Maybe it’s a cultural thing. I had a similar issue with the quiet violence in Rough Cut, and I attributed that in part to being accustomed to the ridiculously loud gunshots and foley work found in American films. Perhaps that’s true here as well, but when the gunshot that defines everything that comes next sounds more like a firecracker than a handgun, it sours the moment just a bit.

Monsoon Shootout

But the narrative built up around the lackluster gunplay is interesting. Each version of the story brings out something new in both the characters and the story. I liked Adi’s development for the most part, although his transformation in the third version comes a bit too quickly, and the rest of the characters made for a pleasantly varied ensemble: there’s the drug lord, the prostitute, the corrupt politician, the college friend who came back to India for unknown reasons, and several others besides. Yes, most of them fall on the seedy side of humanity, but that’s where the story takes place, so it’s hard to fault that decision.

Monsoon Shootout’s biggest failure is its decision to focus on one choice when it could have focused on so many. I don’t actually want to see a 5-hour cut that delves into the consequences of each and every decision he could have made, but some of the choices were every bit as significant as “Should he shoot?” For them to only play out one way when he definitely could have done differently—better—is frustrating.

In the second timeline, there is a moment where Adi makes the wrong decision, neglecting to keep looking for something that he found in the first timeline, and the ignorance radically shifts his view of the shooting. Had he not given up, the second timeline would undoubtedly have been the “right” one (and I would argue that it still is). There, it wasn’t the choice to shoot that defined the outcome, it was a failure during his follow-up. Bloodshed was minimized, even if it was unfortunate, and the main problem is Adi’s emotions, which don’t really factor into any of the other timelines. And not all of the important plot points are wrapped up in any given timeline, most notably his relationship with the aforementioned friend. While the first and third stories explain what happens to them, the second drops it without conclusion. All of them could have been extended in bits and pieces without making the film drag too much, but that omission seemed particularly notable.

Monsoon Shootout

Unfortunately, the ending threatens to unravel the whole thing, damning the very idea of choice. It creates a canon for a narrative that shouldn’t have one. For the majority of the Monsoon Shootout, it seems like things will be left up to the viewer, letting them internally debating which timeline was right, which was wrong, and which was middle, but instead the conclusion completely throws it away. It’s a surprising ending for sure, especially since it doesn’t seem to fit with the events that led up to it, but then again, what came before really doesn’t matter. It seems like a cop-out, a way to wrap things up without having to finish any given story. But the reality is that none of the stories needed to be finished. A cut to black, excising the final scene entirely, would have allowed for an ending that was in line with those from the first two stories. But the more I think about the final scene, the less it makes sense and the less significant it makes everything that came before.
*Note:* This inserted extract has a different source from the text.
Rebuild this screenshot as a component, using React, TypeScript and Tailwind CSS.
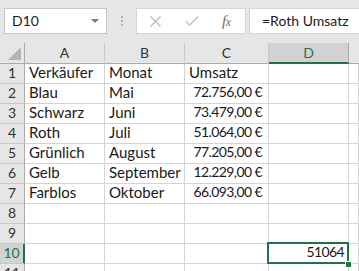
import React from "react";

const rows: [string, string, string][] = [
  ["Verkäufer", "Monat", "Umsatz"],
  ["Blau", "Mai", "72.756,00 €"],
  ["Schwarz", "Juni", "73.479,00 €"],
  ["Roth", "Juli", "51.064,00 €"],
  ["Grünlich", "August", "77.205,00 €"],
  ["Gelb", "September", "12.229,00 €"],
  ["Farblos", "Oktober", "66.093,00 €"],
  ["", "", ""],
  ["", "", ""],
  ["", "", ""],
  ["", "", ""],
];

function Cell({ children, right }: { children?: React.ReactNode; right?: boolean }) {
  return (
    <div
      className={
        "h-[20px] border-r border-b border-[#d4d4d4] bg-white flex items-end pb-[2px] overflow-hidden whitespace-nowrap text-[#1a1a1a] " +
        (right ? "justify-end pr-[6px] pl-[2px] text-[14px] tracking-[-0.6px]" : "justify-start px-[4px]")
      }
    >
      {children}
    </div>
  );
}

export default function App() {
  return (
    <div className="w-[359px] h-[271px] overflow-hidden bg-[#e6e6e6] font-['Lato','Liberation_Sans',sans-serif] text-[15px] leading-[18px]">
      {/* formula bar */}
      <div className="h-[43px] flex items-start pt-[8px]">
        <div className="ml-[4px] w-[103px] h-[26px] border border-[#c6c6c6] bg-white flex items-center justify-between pl-[7px] pr-[7px] text-[#1a1a1a] text-[14px]">
          <span>D10</span>
          <svg width="8" height="4" viewBox="0 0 8 4">
            <path d="M0 0 H8 L4 4 Z" fill="#7a7a7a" />
          </svg>
        </div>
        <div className="ml-[14px] h-[26px] flex flex-col justify-center gap-[2px]">
          <div className="w-[2px] h-[2px] bg-[#b4b4b4]" />
          <div className="w-[2px] h-[2px] bg-[#b4b4b4]" />
          <div className="w-[2px] h-[2px] bg-[#b4b4b4]" />
        </div>
        <div className="ml-[13px] w-[110px] h-[26px] border border-[#d4d4d4] bg-white flex items-center">
          <svg className="ml-[13px]" width="11" height="11" viewBox="0 0 11 11">
            <path d="M0.5 0.5 L10.5 10.5 M10.5 0.5 L0.5 10.5" stroke="#b9b9b9" strokeWidth="1.3" />
          </svg>
          <svg className="ml-[24px]" width="14" height="10" viewBox="0 0 14 10">
            <path d="M0.8 5.2 L4.6 9 L13.2 0.6" stroke="#c3c3c3" strokeWidth="1.4" fill="none" />
          </svg>
          <span className="ml-[23px] font-['Liberation_Serif',serif] italic text-[15px] text-[#6a6a6a] tracking-[-0.5px]">
            f<span className="text-[12px]">x</span>
          </span>
        </div>
        <div className="ml-[3px] flex-1 h-[26px] border border-r-0 border-[#d4d4d4] bg-white flex items-center pl-[12px] text-[#1a1a1a] text-[14px] whitespace-nowrap">
          =Roth Umsatz
        </div>
      </div>

      {/* grid */}
      <div className="grid grid-cols-[25px_80px_80px_84px_80px_1fr]">
        {/* header row */}
        <div className="h-[21px] border-r border-b border-[#ababab] bg-[#e6e6e6] relative">
          <svg className="absolute left-[8px] top-[4px]" width="13" height="13" viewBox="0 0 13 13">
            <path d="M13 0 V13 H0 Z" fill="#b4b4b4" />
          </svg>
        </div>
        {["A", "B", "C"].map((c) => (
          <div
            key={c}
            className="h-[21px] border-r border-r-[#c8c8c8] border-b border-b-[#ababab] bg-[#e6e6e6] flex items-center justify-center text-[#333] text-[14px]"
          >
            {c}
          </div>
        ))}
        <div className="h-[21px] border-r border-r-[#ababab] border-b-2 border-b-[#217346] bg-[#d2d2d2] flex items-center justify-center text-[#217346] text-[14px] pt-[1px]">
          D
        </div>
        <div className="h-[21px] border-b border-b-[#ababab] bg-[#e6e6e6]" />

        {rows.map((r, i) => {
          const sel = i === 9;
          return (
            <React.Fragment key={i}>
              <div
                className={
                  "h-[20px] border-b border-[#c8c8c8] flex items-end justify-center pb-[1px] text-[14px] " +
                  (sel
                    ? "bg-[#d2d2d2] text-[#217346] border-r-2 border-r-[#217346]"
                    : "bg-[#e6e6e6] text-[#333] border-r border-r-[#ababab]")
                }
              >
                {i + 1}
              </div>
              <Cell>{r[0]}</Cell>
              <Cell>{r[1]}</Cell>
              <Cell right={i > 0}>{r[2]}</Cell>
              {sel ? (
                <div className="h-[20px] border-r border-b border-[#d4d4d4] bg-white relative">
                  <div className="absolute left-[-2px] top-[-2px] w-[82px] h-[22px] border-2 border-[#217346] flex items-end justify-end pr-[3px] pb-[1px] text-[#1a1a1a] text-[14px] tracking-[-0.6px]">
                    51064
                  </div>
                  <div className="absolute left-[76px] top-[17px] w-[7px] h-[7px] bg-[#217346] border border-white" />
                </div>
              ) : (
                <Cell />
              )}
              <Cell />
            </React.Fragment>
          );
        })}
      </div>
    </div>
  );
}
Which is too bad, because for the most part I liked what Monsoon Shootout was doing. Choice is a fascinating subject matter, and this is a unique way to really dig into the impact it can have on a situation. Adi’s decision has a ripple effect that, no matter what he chooses, ends in multiple deaths, and not necessarily of the man he’s pointing the gun at. He’s under a lot of pressure, and that initial hesitation to shoot is understandable. But he shouldn’t have called out and hesitated. He should have acted. That hesitation, that moment of thought, is his ultimate downfall.

The ultimate lesson of Monsoon Shootout: shoot first, ask questions later.